Sadly I feel that all I have said about the release of the monkeys is nothing more than a dream as I think the chances of satisfying all these demands is probably just that, a dream! However, this is why we need to have a study centre so that these aspects can be reviewed from a scientific aspect.

Even if we can eventually start to release troops of monkeys into the wild there will always be those that have been so traumatised by their treatment that they would not be able to cope in the wild. In addition there are those that would be too old to release and those that are injured. For these we need to provide facilities as close to nature as it is possible to achieve. To this end we intend building pens with monkey proof fencing so that they can be in large enclosures of about an acre with fully grown mature trees which is the best environmental enrichment they could possibly have. Each pen would also have a large pond for them to swim in. We feel certain that with such pens the monkeys would soon want to break off contact with us lesser creatures but for those that still need human support we consider it only right that they should have it.
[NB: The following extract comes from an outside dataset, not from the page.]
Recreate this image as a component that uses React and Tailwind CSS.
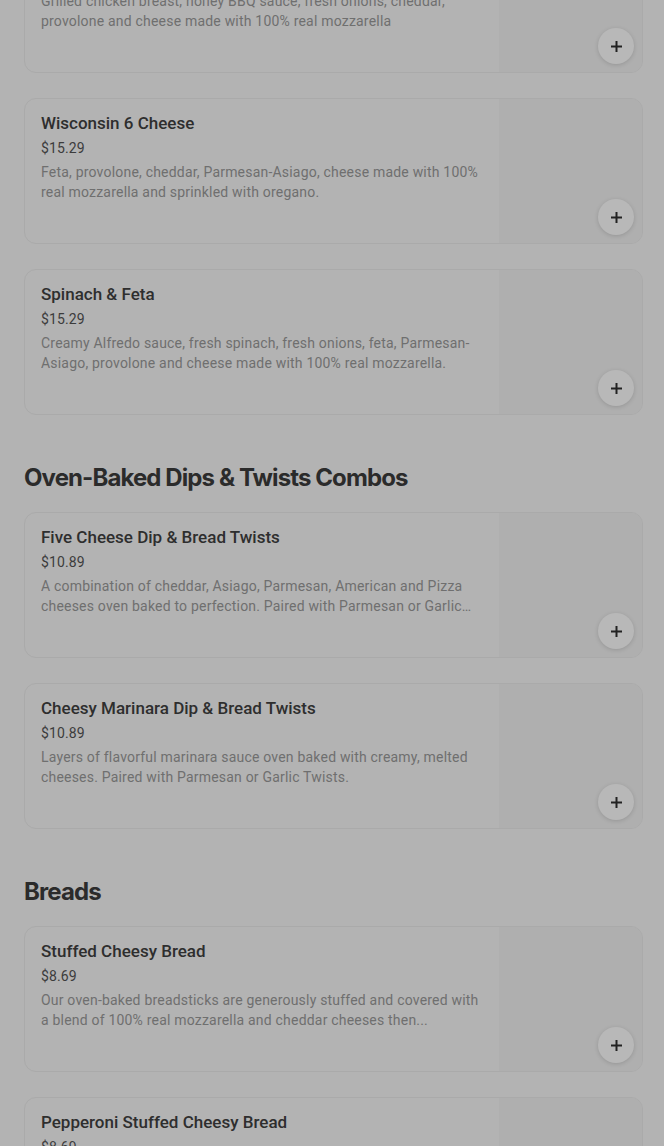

We believe the choice should be that of the monkeys to decide.

Another aspect our Study Centre will be involved in is the study of the humane control of monkeys. This is vital if we want to stop the mass slaughter of these wonderful creatures in towns and cities. The way forward must be mass sterilization and thankfully some amazing work has been carried out on this by Dr Sandeep Rattan, Senior Wildlife Veterinarian at the HP Forest Department, Shimla. This has to be the most amazing project I have seen in all my years in animal welfare. He and his team have worked out a way to sterilize monkeys, both male and female, in just one and a half minutes using keyhole surgery! I have seen it myself and am in ore of what they have achieved. Their system has been worked out to catch a whole troop of monkeys at a time and transport them and sterilize them with the minimum stress possible. The monkeys remain in captivity for just 4 or 5 days and are released back where they were caught.

In order to fulfil my dream I have started up two new charities. Our progress can be followed on our website and I just hope that having read this you have come to realise how much these highly sensitive creatures need all our support.